Consider for a moment a sea bird that happens upon an ideal environment – ample food, safe nesting grounds, good mating prospects and an absence of predators. If the bird makes any change, however minute, it invites disaster and extinction. The smart move is to maintain the status quo. Inertia, however, leaves a species unprepared for sudden changes in the environment . . . and such changes devastate the populations.
Herein lies the dilemma: change exposes us to danger, yet inflexibility exposes us to equal danger. Mistakes are not unintentional; rather, they are subconscious experiments that test the safety of a change. Far from being universally undesirable, mistakes often result in serendipitous discovery and innovations. Mistakes, however, also frequently lead to injuries or even death, the ultimate proof of the danger of a change.
MISTAKES + SHAME = CRIMINALITY
There is a fundamental desire in civilized societies to remedy mistakes and make the injured party once again whole. This belief is an underlying principle of the laws of many societies and is at the foundation of most corporate policies – find the person responsible and hold him or her accountable for the wrong that has been done.
While this mindset is understandable, and even commendable for situation where the wrong committed is intentional, it is fairly destructive in situations where the action was neither conscious nor intentional. Should we seek to define a corporate culture we need only to analyze our rules?
As we do so, it’s important to recognize that rules that can be openly ignored are not really rules, rather the behavioral norms are the true indicators of the culture. In other words, while written policies may or may not truly represent to what an organization aspires, it’s only in the reaction to noncompliance that any accurate inference can be made. In even simpler terms, it’s not what an organization says it does that matters . . . it’s what it actually does that makes the difference.
BALANCING JUST CULTURE AND ACCOUNTABILITY
Clearly it is impossible to implement Just Culture without first drawing the line between “honest” mistakes and mistakes so irresponsible that they constitute negligence (they knew or should have known better than to make the mistake), gross recklessness (they took unacceptably high risks), or depraved indifference (they knew what they were doing could lead to catastrophic outcomes and acting without regard to that knowledge).
There are some clear guiding principles in determining where the line between blame-free mistakes and accountability:
• Intent. Before we can determine whether or not a person should be disciplined for a particular action, we need to understand the root cause of the decision.

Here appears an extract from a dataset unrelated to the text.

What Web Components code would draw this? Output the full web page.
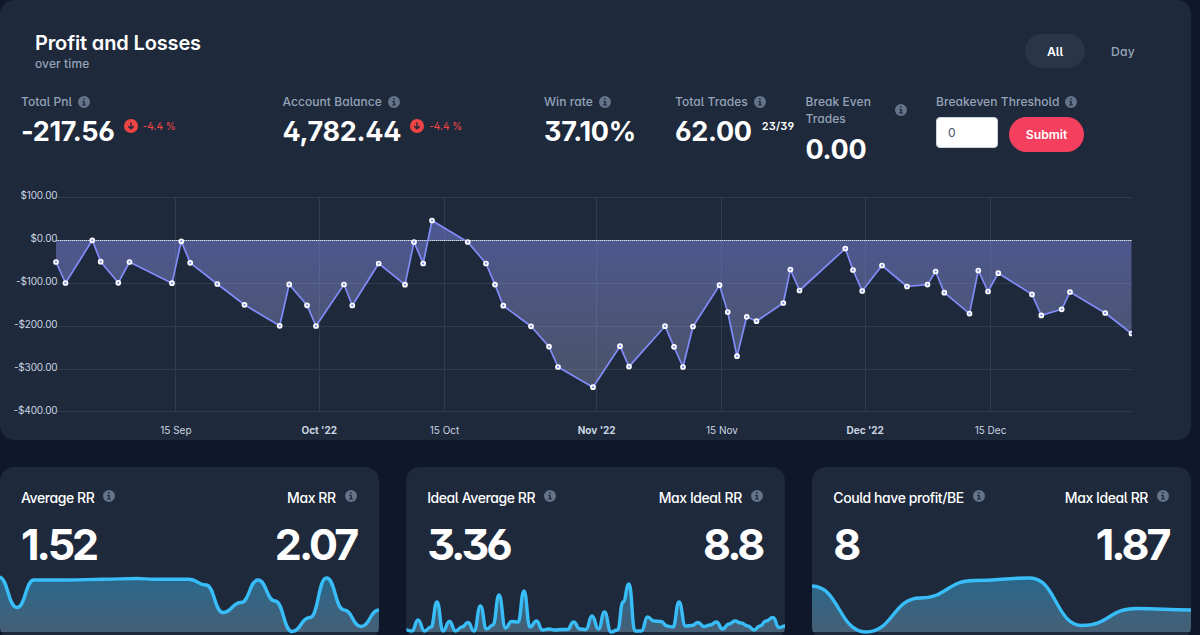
<!DOCTYPE html>
<html lang="en">
<head>
<meta charset="utf-8">
<title>Profit and Losses</title>
<style>
  body {
    margin: 0;
    background: #0f172a;
    font-family: Inter, "Liberation Sans", sans-serif;
    font-feature-settings: "cv02", "cv03", "cv04", "cv05", "cv09", "cv11";
    color: #fff;
    overflow: hidden;
  }
</style>
</head>
<body>
<trade-dashboard></trade-dashboard>

<script>
const define = (name, html, setup) => {
  const template = document.createElement('template');
  template.innerHTML = html;
  customElements.define(name, class extends HTMLElement {
    constructor() {
      super();
      this.attachShadow({ mode: 'open' });
      this.shadowRoot.appendChild(template.content.cloneNode(true));
    }
    connectedCallback() {
      if (setup) setup(this, this.shadowRoot);
    }
  });
};

define('info-icon', `
  <style>
    :host { display: block; flex: none; width: 12px; height: 12px; color: #64748b; }
    svg { display: block; }
  </style>
  <svg width="12" height="12" viewBox="0 0 20 20" fill="currentColor">
    <path fill-rule="evenodd" d="M20 10a10 10 0 11-20 0 10 10 0 0120 0zM11.3 5.2a1.5 1.5 0 11-3 0 1.5 1.5 0 013 0zM7.8 8.2a1 1 0 000 2h1v3.8H7.5a1 1 0 000 2h5a1 1 0 000-2h-1.2V9.2a1 1 0 00-1-1z"/>
  </svg>
`);

define('pnl-change', `
  <style>
    :host { display: flex; align-items: center; gap: 5px; height: 14px; font-size: 10px; font-weight: 500; color: #ef4444; letter-spacing: 0; white-space: nowrap; }
  </style>
  <svg width="14" height="14" viewBox="0 0 14 14">
    <circle cx="7" cy="7" r="7" fill="#ef4444"/>
    <path d="M7 4v5.6M4.6 7.4L7 9.8l2.4-2.4" fill="none" stroke="#1e293b" stroke-width="1.4" stroke-linecap="round" stroke-linejoin="round"/>
  </svg>
  <slot></slot>
`);

define('stat-item', `
  <style>
    :host { display: block; }
    .label { display: flex; align-items: center; gap: 6px; font-size: 12px; line-height: 17.4px; font-weight: 500; color: #94a3b8; letter-spacing: .06px; }
    .row { display: flex; align-items: flex-start; gap: 9px; margin-top: 4.7px; }
    .value { font-size: 27px; line-height: 34px; font-weight: 700; letter-spacing: -.3px; }
    :host([wrap]) .label { justify-content: space-between; padding-right: 29px; }
    :host([wrap]) .label span { width: 80px; }
    ::slotted(*) { margin-top: 4.3px; }
  </style>
  <div class="label"><span></span><info-icon></info-icon></div>
  <div class="row"><div class="value"></div><slot></slot></div>
`, (el, root) => {
  root.querySelector('.label span').textContent = el.getAttribute('label');
  root.querySelector('.value').textContent = el.getAttribute('value');
});

define('threshold-form', `
  <style>
    :host { display: block; }
    .label { display: flex; align-items: center; gap: 6px; font-size: 12px; line-height: 17.4px; font-weight: 500; color: #94a3b8; letter-spacing: .06px; }
    form { display: flex; align-items: flex-start; gap: 11px; margin-top: 6.6px; }
    input { box-sizing: border-box; width: 62px; height: 31px; padding: 0 11px; border: 1px solid #cbd5e1; border-radius: 4px; background: #fff; color: #475569; font: 12px Inter, sans-serif; }
    button { width: 75px; height: 35px; padding: 0; border: 0; border-radius: 18px; background: #f43f5e; color: #fff; font: 600 12.2px Inter, sans-serif; font-feature-settings: inherit; }
  </style>
  <div class="label"><span>Breakeven Threshold</span><info-icon></info-icon></div>
  <form><input value="0"><button type="button">Submit</button></form>
`);

// Points are [x, y] in chart pixels
const pnl = [
  [56,262],[65.5,283],[92.3,240.3],[100.7,261.7],[118.3,282.8],[129.5,262],[172,283.2],[181.3,241.3],[190.2,262.8],[217.3,284],[244.5,304.8],[279.7,325.8],
  [289.2,284.4],[307,305.3],[316,326],[344,284.5],[352.3,305.5],[378.7,263.5],[405,284.7],[414,242],[423.2,263.5],[432,220.5],[467.7,242],[486,263.5],[495,284.6],
  [503.3,305.7],[531,326.3],[549,346.6],[558,367],[593,387.2],[620,346.2],[629,366.6],[665,326.2],[674,346.8],[683,367],[693,326.5],[719.5,285.2],[727.7,312],
  [737,356.2],[746.7,316.8],[756.5,321.2],[783.3,303],[790.4,269.5],[799.5,290.5],[845.3,248.6],[853,270],[862.2,291],[882,265.5],[907,286.5],[927.5,284.6],
  [935.6,271.5],[944.3,292.7],[969.5,313.6],[978.3,270.5],[988,291.5],[998.3,273.2],[1032,294.4],[1041.3,315.4],[1061.7,309.3],[1070,292],[1105.2,313],[1131.5,333.5]
];

define('pnl-chart', `
  <style>
    :host { display: block; height: 260px; }
    svg { display: block; }
    .grid { stroke: #334155; stroke-opacity: .8; shape-rendering: crispEdges; }
    text { font-size: 10px; fill: #cbd5e1; font-feature-settings: normal; }
    .y { letter-spacing: -.15px; }
    .bold { font-weight: 700; }
  </style>
  <svg width="1191" height="260" viewBox="0 180 1191 260">
    <defs>
      <linearGradient id="fill" gradientUnits="userSpaceOnUse" x1="0" y1="220" x2="0" y2="388">
        <stop offset="0" stop-color="#818cf8" stop-opacity=".47"/>
        <stop offset="1" stop-color="#a5a9c8" stop-opacity=".32"/>
      </linearGradient>
      <clipPath id="plot"><rect x="50" y="190" width="1082" height="225"/></clipPath>
    </defs>
    <g class="grid"></g>
    <g class="labels"></g>
    <g class="series" clip-path="url(#plot)"></g>
  </svg>
`, (el, root) => {
  const rows = [['$100.00', 197.5, 199.4], ['$0.00', 240.5, 242], ['-$100.00', 283.5, 285.2], ['-$200.00', 326.5, 328], ['-$300.00', 369.5, 370.5], ['-$400.00', 411.5, 413.6]];
  const cols = [['15 Sep', 175.9], ["Oct '22", 319.3], ['15 Oct', 444.5], ["Nov '22", 596.7], ['15 Nov', 721.9], ["Dec '22", 865.2], ['15 Dec', 990.5]];
  let grid = '', labels = '';
  rows.forEach(([label, y, ty]) => {
    grid += `<line x1="56" x2="1132" y1="${y}" y2="${y}"/>`;
    labels += `<text class="y" x="57.5" y="${ty}" text-anchor="end">${label}</text>`;
  });
  cols.forEach(([label, x]) => {
    grid += `<line x1="${x}" x2="${x}" y1="197" y2="412"/>`;
    labels += `<text x="${x}" y="433.5" text-anchor="middle"${label.includes("'") ? ' class="bold"' : ''}>${label}</text>`;
  });
  const line = 'M' + pnl.map(p => p.join(' ')).join('L');
  root.querySelector('.grid').innerHTML = grid;
  root.querySelector('.labels').innerHTML = labels;
  root.querySelector('.series').innerHTML =
    `<path d="${line}V240.5H56Z" fill="url(#fill)"/>` +
    `<line x1="56" x2="1132" y1="240.5" y2="240.5" stroke="#e2e8f0" stroke-dasharray="1 1"/>` +
    `<line x1="56" x2="1132" y1="240.5" y2="240.5" stroke="#cbd5e1" stroke-opacity=".5"/>` +
    `<path d="${line}" fill="none" stroke="#818cf8" stroke-width="1.7" stroke-linejoin="round"/>` +
    pnl.map(([x, y]) => `<circle cx="${x}" cy="${y}" r="2" fill="#818cf8" stroke="#fff" stroke-width="1.7"/>`).join('');
});

define('pnl-panel', `
  <style>
    :host { display: block; box-sizing: border-box; width: 1191px; height: 440px; background: #1e293b; border-radius: 14px; overflow: hidden; }
    header { display: flex; justify-content: space-between; height: 93px; box-sizing: border-box; padding: 31px 41px 0 35px; }
    h1 { margin: 0; font-size: 20px; line-height: 24px; font-weight: 600; letter-spacing: -.14px; }
    p { margin: 0; font-size: 12px; line-height: 18px; font-weight: 500; color: #94a3b8; letter-spacing: .1px; }
    nav { display: flex; gap: 11px; margin-top: 3px; font-size: 12.2px; font-weight: 500; color: #94a3b8; }
    nav span { display: flex; align-items: center; justify-content: center; width: 54px; height: 34px; border-radius: 17px; letter-spacing: .2px; }
    nav .on { width: 60px; background: #293548; color: #fff; font-weight: 600; letter-spacing: 0; }
    .stats { display: grid; grid-template-columns: 261.5px 261.5px 131px 130.5px 130.5px 1fr; height: 87px; padding-left: 21px; }
    .ratio { font-size: 11px; line-height: 14px; font-weight: 600; letter-spacing: .2px; margin-left: 1px; }
  </style>
  <header>
    <div><h1>Profit and Losses</h1><p>over time</p></div>
    <nav><span class="on">All</span><span>Day</span></nav>
  </header>
  <div class="stats">
    <stat-item label="Total Pnl" value="-217.56"><pnl-change>-4.4 %</pnl-change></stat-item>
    <stat-item label="Account Balance" value="4,782.44"><pnl-change>-4.4 %</pnl-change></stat-item>
    <stat-item label="Win rate" value="37.10%"></stat-item>
    <stat-item label="Total Trades" value="62.00"><span class="ratio">23/39</span></stat-item>
    <stat-item wrap label="Break Even Trades" value="0.00"></stat-item>
    <threshold-form></threshold-form>
  </div>
  <pnl-chart></pnl-chart>
`);

// Points are relative to the card's left edge and to y = 560
const sparks = {
  average: [[-1,17],[17,47.5],[34,20],[68,20],[103,19.3],[137,18.5],[154,19.2],[189,19.2],[206,25],[223,52.5],[241,42.5],[258,20],[275,41],[292,71.5],[310,57.5],[326.5,18],[344,50],[361,66.5],[379,50]],
  ideal: [[0,70],[6,71],[12,60],[18.5,71],[25,67],[31,42],[37,71],[43.5,61.5],[49.5,71],[56,67],[62,62.5],[68,71],[74.5,46],[80.5,69],[87,65],[93,35],[99.5,68],[105.5,61.5],[112,62],[118,31],[124,67],[130.5,61],[136.5,70],[143,69],[149,70],[155,69.5],[161.5,69.5],[167.5,62],[174,69],[180,69.5],[186,56],[192.5,69],[198.5,52],[205,72],[211.5,70],[217,42],[223,24],[229,71],[235.5,71],[241.5,57],[248,61],[255,61.5],[261,66],[267,67],[273,42],[279.5,66],[286,65.5],[292,62.5],[298,66.5],[304,65],[310.5,62],[316.5,69],[323,64],[329,61],[335,63],[342,66],[348,70],[354,66],[360,61],[367,57.5],[373,67.5],[379,66]],
  profit: [[0,26],[54,72],[108,38],[162,20.5],[218,18],[270,65.5],[324,48.5],[379,50]]
};

define('spark-line', `
  <style>
    :host { display: block; height: 75px; }
    svg { display: block; }
  </style>
  <svg width="379" height="75" viewBox="0 560 379 75">
    <defs>
      <linearGradient id="fill" x1="0" y1="577" x2="0" y2="632" gradientUnits="userSpaceOnUse">
        <stop offset="0" stop-color="#38bdf8" stop-opacity=".42"/>
        <stop offset="1" stop-color="#7dabc8" stop-opacity=".42"/>
      </linearGradient>
    </defs>
    <path class="area" fill="url(#fill)"/>
    <path class="line" fill="none" stroke="#38bdf8" stroke-width="3.4"/>
  </svg>
`, (el, root) => {
  const points = sparks[el.getAttribute('series')];
  // Horizontal tangents at every vertex
  let d = `M${points[0][0]} ${points[0][1] + 560}`;
  for (let i = 1; i < points.length; i++) {
    const [x0, y0] = points[i - 1];
    const [x, y] = points[i];
    const mid = (x0 + x) / 2;
    d += `C${mid} ${y0 + 560} ${mid} ${y + 560} ${x} ${y + 560}`;
  }
  root.querySelector('.line').setAttribute('d', d);
  root.querySelector('.area').setAttribute('d', d + 'V632H0V577Z');
});

define('ratio-card', `
  <style>
    :host { display: flex; flex-direction: column; box-sizing: border-box; height: 174px; background: #1e293b; border-radius: 14px; overflow: hidden; }
    .top { display: flex; justify-content: space-between; flex: none; height: 92.6px; box-sizing: border-box; padding: 20px 20px 0 21px; }
    .label { display: flex; align-items: flex-start; gap: 9px; font-size: 14px; line-height: 21px; font-weight: 500; letter-spacing: -.42px; white-space: nowrap; }
    info-icon { margin-top: 2.6px; }
    .right .label { justify-content: flex-end; padding-right: 2px; }
    .value { margin-top: 12.6px; font-size: 43px; line-height: 46px; font-weight: 700; letter-spacing: -3px; }
    .right .value { text-align: right; padding-right: 2.5px; }
  </style>
  <div class="top">
    <div><div class="label"><span id="l1"></span><info-icon></info-icon></div><div class="value" id="v1"></div></div>
    <div class="right"><div class="label"><span id="l2"></span><info-icon></info-icon></div><div class="value" id="v2"></div></div>
  </div>
  <slot></slot>
`, (el, root) => {
  ['l1', 'v1', 'l2', 'v2'].forEach(id => {
    root.getElementById(id).textContent = el.getAttribute(id);
  });
});

define('trade-dashboard', `
  <style>
    :host { display: block; width: 1200px; height: 635px; overflow: hidden; }
    .cards { display: grid; grid-template-columns: repeat(3, 1fr); gap: 27.5px; width: 1191px; margin-top: 27.4px; }
  </style>
  <pnl-panel></pnl-panel>
  <div class="cards">
    <ratio-card l1="Average RR" v1="1.52" l2="Max RR" v2="2.07"><spark-line series="average"></spark-line></ratio-card>
    <ratio-card l1="Ideal Average RR" v1="3.36" l2="Max Ideal RR" v2="8.8"><spark-line series="ideal"></spark-line></ratio-card>
    <ratio-card l1="Could have profit/BE" v1="8" l2="Max Ideal RR" v2="1.87"><spark-line series="profit"></spark-line></ratio-card>
  </div>
`);
</script>
</body>
</html>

It is unjust hold an individual accountable for acting with the best intentions – a nurse who violates a policy to save a critically injured patient, for example. Unfortunately determining intent is fraught with difficulties primarily because one need only lie about his or her intent to be absolved of any culpability.
• Capability. Many mistakes are rooted in a lack of capability – the person makes mistakes simply because they are not physically or mentally equipped to do the job correctly. Obviously an organization cannot in good conscious hold a person accountable for mistakes made because a person was incapable of performing a task correctly.
• Competency. Often mistakes aren’t mistakes at all. In some cases, what seems like a mistake is actually the way an individual was trained to perform a task. In fact, poor training results in many issues related to the gap between the knowledge a person has and the knowledge a person needs to do the job. This gap introduces variation into the process that can lead to catastrophic outcomes.
There is much work left to be done before safety professionals will be able to strike a balance between just culture and accountability. But this balance, once struck, will likely become the foundation of worker safety for the coming decades.